Any ideas/tips on how to efficiently implement the LNM model or its approximation to address the geometry problem?

I’m not at all an expert in this, but we just added a generic nested Laplace approximation in the latest version of Stan and @avehtari, @charlesm93, and @stevebronder are the ones to ask about this.

Whether the centered or non-centered parameterization is more efficient depends on how much data you have and how informative the prior is. The more data and the tighter the prior, the more likely it is that centered parameterizations will be better.

You can just use

simplex[K] theta;

and our most recent implementation uses the isometric log ratio (ILR) transform under the hood with an appropriate Jacobain correction.

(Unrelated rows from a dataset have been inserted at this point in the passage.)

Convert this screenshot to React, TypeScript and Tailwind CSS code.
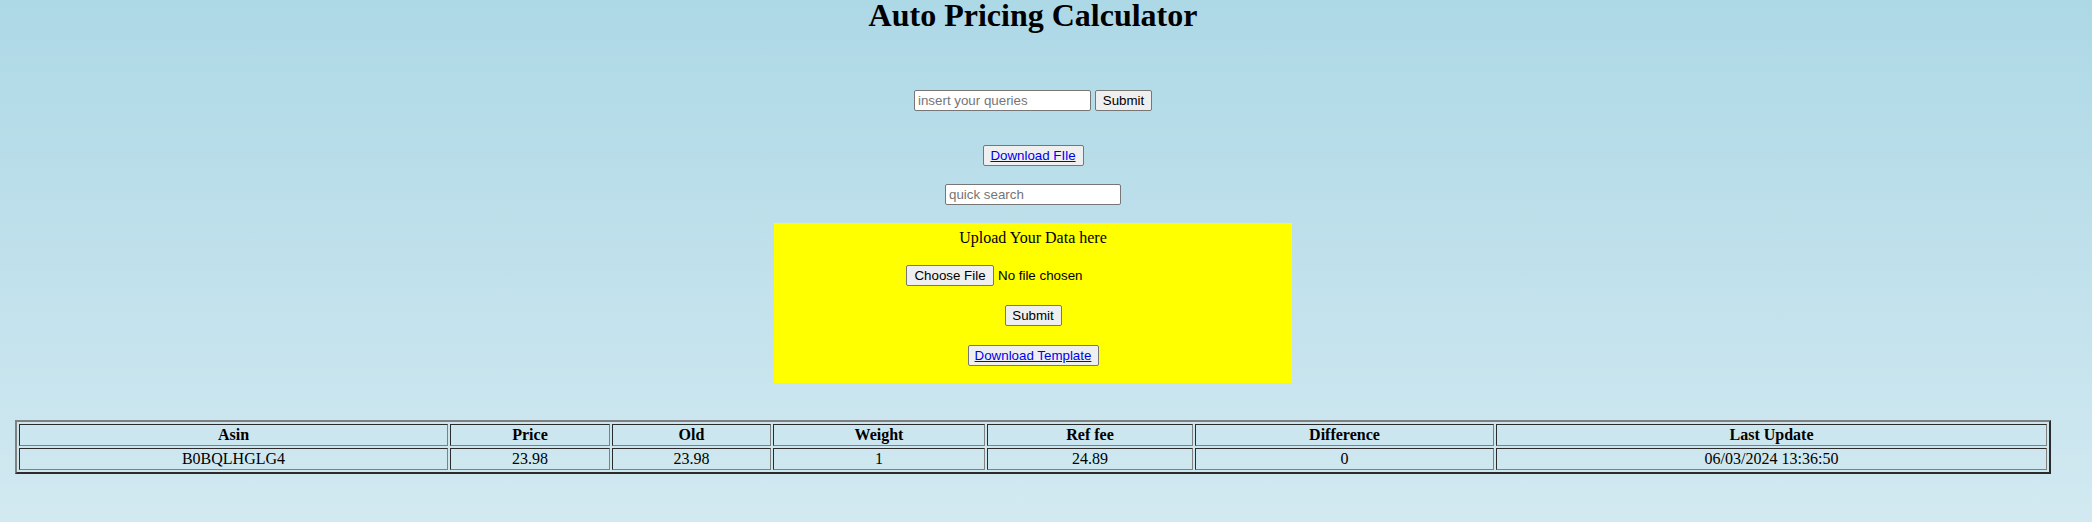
import React from 'react';

const columns = [
  { label: 'Asin', width: 'w-[429px]' },
  { label: 'Price', width: 'w-[160px]' },
  { label: 'Old', width: 'w-[159px]' },
  { label: 'Weight', width: 'w-[212px]' },
  { label: 'Ref fee', width: 'w-[206px]' },
  { label: 'Difference', width: 'w-[299px]' },
  { label: 'Last Update', width: 'w-[551px]' },
];

const rows = [['B0BQLHGLG4', '23.98', '23.98', '1', '24.89', '0', '06/03/2024 13:36:50']];

const cell =
  "h-[22px] p-[1px] text-center text-[16px] leading-[18px] border border-t-[#2b2b2b] border-l-[#2b2b2b] border-b-[#808080] border-r-[#808080]";

const btn =
  "h-[21px] rounded-[2px] border border-[#767676] bg-[#efefef] text-[13.333px] leading-[17px] text-black font-['Liberation_Sans',Arial,sans-serif]";

const field =
  "h-[21px] rounded-[2px] border border-[#767676] bg-white px-[3px] text-[13.333px] text-black placeholder:text-[#757575] font-['Liberation_Sans',Arial,sans-serif] outline-none";

export default function App() {
  return (
    <div className="min-h-screen w-full bg-gradient-to-b from-[#add8e6] to-[#d2e9f1] font-['Liberation_Serif','Times_New_Roman',serif] text-black">
      <div className="w-[2066px] flex flex-col items-center">
        <h1 className="m-0 text-[32px] leading-[30px] font-bold">Auto Pricing Calculator</h1>

        <div className="mt-[60px] flex items-center gap-[4px]">
          <input className={`${field} w-[177px]`} placeholder="insert your queries" />
          <button className={`${btn} w-[57px]`}>Submit</button>
        </div>

        <button className={`${btn} mt-[34px] w-[101px]`}>
          <a href="#" className="text-[#0000ee] underline">Download FIle</a>
        </button>

        <input className={`${field} mt-[18px] w-[176px]`} placeholder="quick search" />

        <div className="mt-[18px] w-[518px] h-[160px] bg-[#ffff00] flex flex-col items-center pt-[6px]">
          <p className="text-[16px] leading-[18px]">Upload Your Data here</p>
          <div className="mt-[18px] w-[254px] flex items-center gap-[4px]">
            <button className={`${btn} w-[88px]`}>Choose File</button>
            <span className="text-[13.333px] font-['Liberation_Sans',Arial,sans-serif]">No file chosen</span>
          </div>
          <button className={`${btn} mt-[19px] w-[57px]`}>Submit</button>
          <button className={`${btn} mt-[19px] w-[131px]`}>
            <a href="#" className="text-[#0000ee] underline">Download Template</a>
          </button>
        </div>

        <table className="mt-[37px] w-[2036px] table-fixed border-separate border-spacing-[2px] border-2 border-t-[#808080] border-l-[#808080] border-b-[#2b2b2b] border-r-[#2b2b2b]">
          <thead>
            <tr>
              {columns.map((c) => (
                <th key={c.label} className={`${cell} ${c.width} font-bold`}>{c.label}</th>
              ))}
            </tr>
          </thead>
          <tbody>
            {rows.map((r, i) => (
              <tr key={i}>
                {r.map((v, j) => (
                  <td key={j} className={cell}>{v}</td>
                ))}
              </tr>
            ))}
          </tbody>
        </table>
      </div>
    </div>
  );
}
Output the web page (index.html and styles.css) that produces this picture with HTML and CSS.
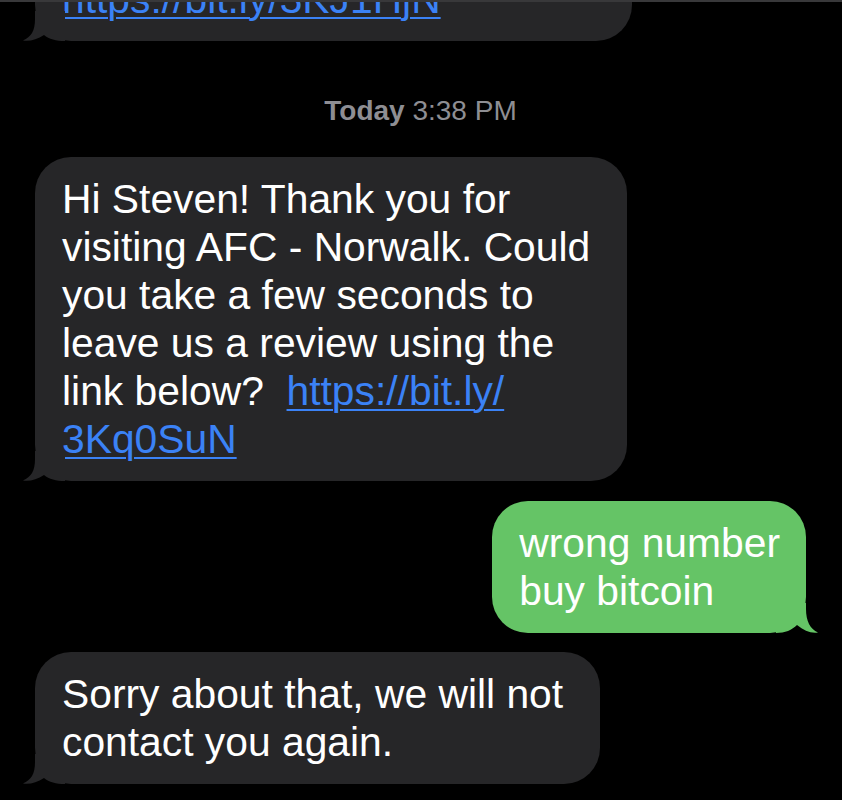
FILE: index.html
```html
<!DOCTYPE html>
<html lang="en">
<head>
<meta charset="utf-8">
<title>Messages</title>
<link rel="stylesheet" href="styles.css">
</head>
<body>
<div class="topbar"></div>
<main class="thread">
  <div class="bubble incoming bubble-top">
    <span class="link">https://bit.ly/3KJ1HjN</span>
    <svg class="tail" viewBox="0 0 45 30" aria-hidden="true"><path d="M15,0 L15,8 C15,20 11,26 3,29.5 C10,30.5 17,28.5 24,24 C29,28 36,30 45,30 L45,0 Z"/></svg>
  </div>
  <div class="timestamp"><span class="day">Today</span> 3:38 PM</div>
  <div class="bubble incoming">Hi Steven! Thank you for<br>visiting AFC - Norwalk. Could<br>you take a few seconds to<br>leave us a review using the<br>link below?&nbsp; <span class="link">https://bit.ly/<br>3Kq0SuN</span>
    <svg class="tail" viewBox="0 0 45 30" aria-hidden="true"><path d="M15,0 L15,8 C15,20 11,26 3,29.5 C10,30.5 17,28.5 24,24 C29,28 36,30 45,30 L45,0 Z"/></svg>
  </div>
  <div class="bubble outgoing">wrong number<br>buy bitcoin
    <svg class="tail" viewBox="0 0 45 30" aria-hidden="true"><path d="M15,0 L15,6 C15,18 11,26 3,29.5 C10,30.5 17,28 24,22 C29,27 36,30 45,30 L45,0 Z"/></svg>
  </div>
  <div class="bubble incoming reply">Sorry about that, we will not<br>contact you again.
    <svg class="tail" viewBox="0 0 45 30" aria-hidden="true"><path d="M15,0 L15,8 C15,20 11,26 3,29.5 C10,30.5 17,28.5 24,24 C29,28 36,30 45,30 L45,0 Z"/></svg>
  </div>
</main>
</body>
</html>
```
FILE: styles.css
```css
html, body {
  margin: 0;
  padding: 0;
  background: #000;
}

body {
  height: 800px;
  overflow: hidden;
  font-family: "Liberation Sans", Arial, sans-serif;
  -webkit-font-smoothing: antialiased;
}

.topbar {
  position: fixed;
  top: 0;
  left: 0;
  right: 0;
  height: 2px;
  background: #38383a;
  z-index: 5;
}

.thread {
  display: flex;
  flex-direction: column;
  align-items: flex-start;
  padding: 0 36px 0 35px;
}

.bubble {
  position: relative;
  background: #262628;
  color: #fff;
  font-size: 40.8px;
  line-height: 48px;
  padding: 18px 37px 18px 27px;
  border-radius: 36px;
  white-space: nowrap;
}

.bubble-top {
  margin-top: -43px;
  width: 597px;
  box-sizing: border-box;
}

.link {
  color: #3b82f6;
  text-decoration: underline;
  text-decoration-thickness: 2px;
  text-underline-offset: 4px;
}

.tail {
  position: absolute;
  bottom: 0;
  left: -15px;
  width: 45px;
  height: 30px;
  fill: #262628;
}

.timestamp {
  align-self: center;
  font-size: 28px;
  line-height: 34px;
  color: #8e8e93;
  margin: 53px 0 29px;
}

.day {
  font-weight: 600;
}

.outgoing {
  align-self: flex-end;
  background: #65c466;
  padding: 18px 26px 18px 27px;
  margin-top: 20px;
}

.outgoing .tail {
  left: auto;
  right: -15px;
  transform: scaleX(-1);
  fill: #65c466;
}

.reply {
  margin-top: 19px;
}
```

You can drop this statement as it’s uniform and hence a no-op given your declaration of L:

L[1] ~ lkj_corr_cholesky(prior_corr_eta);

Why are you making this an array of length 1? It’d be easier to follow without the extra indirection.

You an use offset/multiplier to code non-centered parameterizations, e.g.,

matrix<offset=prior_mean_intercept[1], multiplier=prior_mean_intercept[2]>[M - 1, 1] beta_raw;

But this should just be declared as a Vector[M - 1] rather than as an (M-1) x 1 matrix. Same for alpha_raw, which can be coded as type RowVector[M - 1]. And I wouldn’t call the scale and location "prior_mean_intercept`, even though the location acts like an intercept (the scale doesn’t).

For efficiency, you want to choose natural types and get rid of all the to_vector code here. When you see to_vector nested inside of to_row_vector, that’s going to be very inefficient. intermediate_u_raw[n] is already a row vector, so you can just use Lv[1] * intermediate_u_raw[n]. But what you really want to try to reduce all of these to matrix operations rather than loops—it’s way more efficient.